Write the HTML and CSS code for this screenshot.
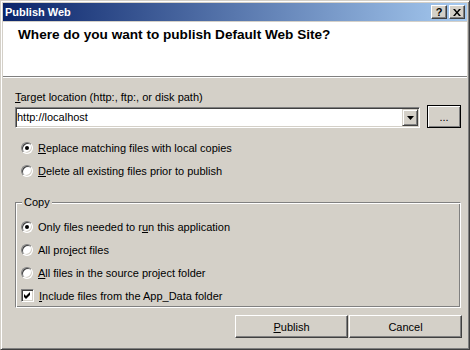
FILE: index.html
```html
<!DOCTYPE html>
<html lang="en">
<head>
    <meta charset="UTF-8">
    <meta name="viewport" content="width=device-width, initial-scale=1.0">
    <title>Publish Web</title>
    <link rel="stylesheet" href="styles.css">
</head>
<body>
    <div class="window">
        <div class="titlebar">
            <span class="title">Publish Web</span>
            <div class="caption-buttons">
                <span class="cap-btn">?</span>
                <span class="cap-btn">
                    <svg width="8" height="7" viewBox="0 0 8 7"><path d="M0 0h2l2 2.5L6 0h2L5 3.5 8 7H6L4 4.5 2 7H0l3-3.5z" fill="#000"/></svg>
                </span>
            </div>
        </div>

        <div class="header">
            <h1>Where do you want to publish Default Web Site?</h1>
        </div>

        <div class="content">
            <div class="field-label"><u>T</u>arget location (http:, ftp:, or disk path)</div>
            <div class="location-row">
                <div class="combo">
                    <span class="combo-text">http://localhost</span>
                    <span class="combo-btn">
                        <svg width="7" height="4" viewBox="0 0 7 4"><path d="M0 0h7L3.5 4z" fill="#000"/></svg>
                    </span>
                </div>
                <button class="btn browse-button">...</button>
            </div>

            <div class="options">
                <div class="option"><span class="radio checked"></span><span><u>R</u>eplace matching files with local copies</span></div>
                <div class="option"><span class="radio"></span><span><u>D</u>elete all existing files prior to publish</span></div>
            </div>

            <div class="group">
                <div class="group-title">Copy</div>
                <div class="option"><span class="radio checked"></span><span>Only files needed to r<u>u</u>n this application</span></div>
                <div class="option"><span class="radio"></span><span>All pro<u>j</u>ect files</span></div>
                <div class="option"><span class="radio"></span><span><u>A</u>ll files in the source project folder</span></div>
                <div class="option">
                    <span class="checkbox">
                        <svg width="7" height="7" viewBox="0 0 7 7"><path d="M0 2l2 2 4-4v3L2 7 0 5z" fill="#000"/></svg>
                    </span>
                    <span><u>I</u>nclude files from the App_Data folder</span>
                </div>
            </div>

            <div class="actions">
                <button class="btn action-button"><u>P</u>ublish</button>
                <button class="btn action-button">Cancel</button>
            </div>
        </div>
    </div>
</body>
</html>
```

FILE: styles.css
```css
body {
    margin: 0;
    font-family: "Liberation Sans", Arial, sans-serif;
    font-size: 11px;
    color: #000;
    background: #d4d0c8;
}
u {
    text-decoration-skip-ink: none;
}
.window {
    width: 470px;
    height: 350px;
    box-sizing: border-box;
    background: #d4d0c8;
    border: 1px solid;
    border-color: #d4d0c8 #404040 #404040 #d4d0c8;
    box-shadow: inset 1px 1px #fff, inset -1px -1px #808080;
    padding: 2px;
    display: flex;
    flex-direction: column;
}
.titlebar {
    height: 18px;
    flex-shrink: 0;
    display: flex;
    align-items: center;
    padding: 0 2px;
    background: linear-gradient(to right, #0a246a, #a6caf0);
    color: #fff;
    font-weight: bold;
}
.title {
    flex: 1;
}
.caption-buttons {
    display: flex;
    gap: 2px;
}
.cap-btn {
    width: 16px;
    height: 14px;
    box-sizing: border-box;
    border: 1px solid;
    border-color: #fff #404040 #404040 #fff;
    box-shadow: inset -1px -1px #808080;
    background: #d4d0c8;
    display: flex;
    align-items: center;
    justify-content: center;
    color: #000;
    font-weight: bold;
    line-height: 12px;
}
.header {
    margin-top: 1px;
    height: 55px;
    flex-shrink: 0;
    box-sizing: border-box;
    background: #fff;
    border-bottom: 1px solid #808080;
    box-shadow: 0 1px #fff;
    padding: 5px 15px 0;
}
.header h1 {
    margin: 0;
    font-size: 13.6px;
    line-height: 16px;
    font-weight: bold;
}
.content {
    flex: 1;
    padding: 14px 6px 0 12px;
    display: flex;
    flex-direction: column;
}
.field-label {
    line-height: 13px;
}
.location-row {
    display: flex;
    align-items: flex-end;
    gap: 7px;
    margin-top: 1px;
}
.combo {
    flex: 1;
    height: 21px;
    box-sizing: border-box;
    display: flex;
    padding: 1px;
    background: #fff;
    border: 1px solid;
    border-color: #808080 #fff #fff #808080;
    box-shadow: inset 1px 1px #404040, inset -1px -1px #d4d0c8;
}
.combo-text {
    flex: 1;
    line-height: 17px;
}
.combo-btn {
    width: 16px;
    height: 17px;
    box-sizing: border-box;
    background: #d4d0c8;
    border: 1px solid;
    border-color: #d4d0c8 #404040 #404040 #d4d0c8;
    box-shadow: inset 1px 1px #fff, inset -1px -1px #808080;
    display: flex;
    align-items: center;
    justify-content: center;
}
.btn {
    font-family: inherit;
    font-size: 11px;
    color: #000;
    background: #d4d0c8;
    padding: 0;
    margin: 0;
    border: 1px solid;
    border-color: #fff #404040 #404040 #fff;
    box-shadow: inset -1px -1px #808080;
}
.browse-button {
    width: 34px;
    height: 23px;
    border-color: #000;
    box-shadow: inset 1px 1px #fff, inset -1px -1px #808080;
}
.options {
    margin-top: 8px;
}
.option {
    height: 23px;
    display: flex;
    align-items: center;
    gap: 5px;
    padding-left: 6px;
}
.radio {
    width: 12px;
    height: 12px;
    box-sizing: border-box;
    flex-shrink: 0;
    border-radius: 50%;
    border: 1px solid;
    border-color: #808080 #fff #fff #808080;
    box-shadow: inset 1px 1px #404040, inset -1px -1px #d4d0c8;
    background: #fff;
    display: flex;
    align-items: center;
    justify-content: center;
}
.radio.checked::after {
    content: "";
    width: 4px;
    height: 4px;
    border-radius: 50%;
    background: #000;
}
.checkbox {
    width: 13px;
    height: 13px;
    box-sizing: border-box;
    flex-shrink: 0;
    border: 1px solid;
    border-color: #808080 #fff #fff #808080;
    box-shadow: inset 1px 1px #404040, inset -1px -1px #d4d0c8;
    background: #fff;
    display: flex;
    align-items: center;
    justify-content: center;
}
.group {
    margin-top: 20px;
    padding-left: 5px;
    border: 1px solid;
    border-color: #808080 #fff #fff #808080;
    box-shadow: inset 1px 1px #fff, inset -1px -1px #808080;
}
.group .option {
    padding-left: 0;
}
.group-title {
    display: table;
    margin: -7px 0 6px 1px;
    padding: 0 2px;
    line-height: 13px;
    background: #d4d0c8;
}
.actions {
    margin-top: 7px;
    margin-right: -1px;
    display: flex;
    justify-content: flex-end;
    gap: 1px;
}
.action-button {
    width: 113px;
    height: 23px;
}
```
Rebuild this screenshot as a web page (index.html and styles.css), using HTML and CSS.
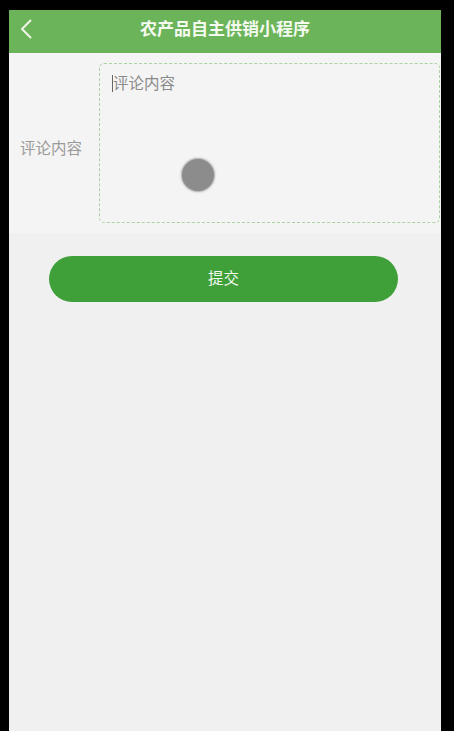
....
**Challenge:** Set down the records in full and exactly. Do not carry over any image.

**Final answer:**
Write the HTML and CSS code for this screenshot.
FILE: index.html
```html
<!DOCTYPE html>
<html lang="en">
<head>
    <meta charset="UTF-8">
    <meta name="viewport" content="width=device-width, initial-scale=1.0">
    <title>Publish Web</title>
    <link rel="stylesheet" href="styles.css">
</head>
<body>
    <div class="window">
        <div class="titlebar">
            <span class="title">Publish Web</span>
            <div class="caption-buttons">
                <span class="cap-btn">?</span>
                <span class="cap-btn">
                    <svg width="8" height="7" viewBox="0 0 8 7"><path d="M0 0h2l2 2.5L6 0h2L5 3.5 8 7H6L4 4.5 2 7H0l3-3.5z" fill="#000"/></svg>
                </span>
            </div>
        </div>

        <div class="header">
            <h1>Where do you want to publish Default Web Site?</h1>
        </div>

        <div class="content">
            <div class="field-label"><u>T</u>arget location (http:, ftp:, or disk path)</div>
            <div class="location-row">
                <div class="combo">
                    <span class="combo-text">http://localhost</span>
                    <span class="combo-btn">
                        <svg width="7" height="4" viewBox="0 0 7 4"><path d="M0 0h7L3.5 4z" fill="#000"/></svg>
                    </span>
                </div>
                <button class="btn browse-button">...</button>
            </div>

            <div class="options">
                <div class="option"><span class="radio checked"></span><span><u>R</u>eplace matching files with local copies</span></div>
                <div class="option"><span class="radio"></span><span><u>D</u>elete all existing files prior to publish</span></div>
            </div>

            <div class="group">
                <div class="group-title">Copy</div>
                <div class="option"><span class="radio checked"></span><span>Only files needed to r<u>u</u>n this application</span></div>
                <div class="option"><span class="radio"></span><span>All pro<u>j</u>ect files</span></div>
                <div class="option"><span class="radio"></span><span><u>A</u>ll files in the source project folder</span></div>
                <div class="option">
                    <span class="checkbox">
                        <svg width="7" height="7" viewBox="0 0 7 7"><path d="M0 2l2 2 4-4v3L2 7 0 5z" fill="#000"/></svg>
                    </span>
                    <span><u>I</u>nclude files from the App_Data folder</span>
                </div>
            </div>

            <div class="actions">
                <button class="btn action-button"><u>P</u>ublish</button>
                <button class="btn action-button">Cancel</button>
            </div>
        </div>
    </div>
</body>
</html>
```

FILE: styles.css
```css
body {
    margin: 0;
    font-family: "Liberation Sans", Arial, sans-serif;
    font-size: 11px;
    color: #000;
    background: #d4d0c8;
}
u {
    text-decoration-skip-ink: none;
}
.window {
    width: 470px;
    height: 350px;
    box-sizing: border-box;
    background: #d4d0c8;
    border: 1px solid;
    border-color: #d4d0c8 #404040 #404040 #d4d0c8;
    box-shadow: inset 1px 1px #fff, inset -1px -1px #808080;
    padding: 2px;
    display: flex;
    flex-direction: column;
}
.titlebar {
    height: 18px;
    flex-shrink: 0;
    display: flex;
    align-items: center;
    padding: 0 2px;
    background: linear-gradient(to right, #0a246a, #a6caf0);
    color: #fff;
    font-weight: bold;
}
.title {
    flex: 1;
}
.caption-buttons {
    display: flex;
    gap: 2px;
}
.cap-btn {
    width: 16px;
    height: 14px;
    box-sizing: border-box;
    border: 1px solid;
    border-color: #fff #404040 #404040 #fff;
    box-shadow: inset -1px -1px #808080;
    background: #d4d0c8;
    display: flex;
    align-items: center;
    justify-content: center;
    color: #000;
    font-weight: bold;
    line-height: 12px;
}
.header {
    margin-top: 1px;
    height: 55px;
    flex-shrink: 0;
    box-sizing: border-box;
    background: #fff;
    border-bottom: 1px solid #808080;
    box-shadow: 0 1px #fff;
    padding: 5px 15px 0;
}
.header h1 {
    margin: 0;
    font-size: 13.6px;
    line-height: 16px;
    font-weight: bold;
}
.content {
    flex: 1;
    padding: 14px 6px 0 12px;
    display: flex;
    flex-direction: column;
}
.field-label {
    line-height: 13px;
}
.location-row {
    display: flex;
    align-items: flex-end;
    gap: 7px;
    margin-top: 1px;
}
.combo {
    flex: 1;
    height: 21px;
    box-sizing: border-box;
    display: flex;
    padding: 1px;
    background: #fff;
    border: 1px solid;
    border-color: #808080 #fff #fff #808080;
    box-shadow: inset 1px 1px #404040, inset -1px -1px #d4d0c8;
}
.combo-text {
    flex: 1;
    line-height: 17px;
}
.combo-btn {
    width: 16px;
    height: 17px;
    box-sizing: border-box;
    background: #d4d0c8;
    border: 1px solid;
    border-color: #d4d0c8 #404040 #404040 #d4d0c8;
    box-shadow: inset 1px 1px #fff, inset -1px -1px #808080;
    display: flex;
    align-items: center;
    justify-content: center;
}
.btn {
    font-family: inherit;
    font-size: 11px;
    color: #000;
    background: #d4d0c8;
    padding: 0;
    margin: 0;
    border: 1px solid;
    border-color: #fff #404040 #404040 #fff;
    box-shadow: inset -1px -1px #808080;
}
.browse-button {
    width: 34px;
    height: 23px;
    border-color: #000;
    box-shadow: inset 1px 1px #fff, inset -1px -1px #808080;
}
.options {
    margin-top: 8px;
}
.option {
    height: 23px;
    display: flex;
    align-items: center;
    gap: 5px;
    padding-left: 6px;
}
.radio {
    width: 12px;
    height: 12px;
    box-sizing: border-box;
    flex-shrink: 0;
    border-radius: 50%;
    border: 1px solid;
    border-color: #808080 #fff #fff #808080;
    box-shadow: inset 1px 1px #404040, inset -1px -1px #d4d0c8;
    background: #fff;
    display: flex;
    align-items: center;
    justify-content: center;
}
.radio.checked::after {
    content: "";
    width: 4px;
    height: 4px;
    border-radius: 50%;
    background: #000;
}
.checkbox {
    width: 13px;
    height: 13px;
    box-sizing: border-box;
    flex-shrink: 0;
    border: 1px solid;
    border-color: #808080 #fff #fff #808080;
    box-shadow: inset 1px 1px #404040, inset -1px -1px #d4d0c8;
    background: #fff;
    display: flex;
    align-items: center;
    justify-content: center;
}
.group {
    margin-top: 20px;
    padding-left: 5px;
    border: 1px solid;
    border-color: #808080 #fff #fff #808080;
    box-shadow: inset 1px 1px #fff, inset -1px -1px #808080;
}
.group .option {
    padding-left: 0;
}
.group-title {
    display: table;
    margin: -7px 0 6px 1px;
    padding: 0 2px;
    line-height: 13px;
    background: #d4d0c8;
}
.actions {
    margin-top: 7px;
    margin-right: -1px;
    display: flex;
    justify-content: flex-end;
    gap: 1px;
}
.action-button {
    width: 113px;
    height: 23px;
}
```
Rebuild this screenshot as a web page (index.html and styles.css), using HTML and CSS.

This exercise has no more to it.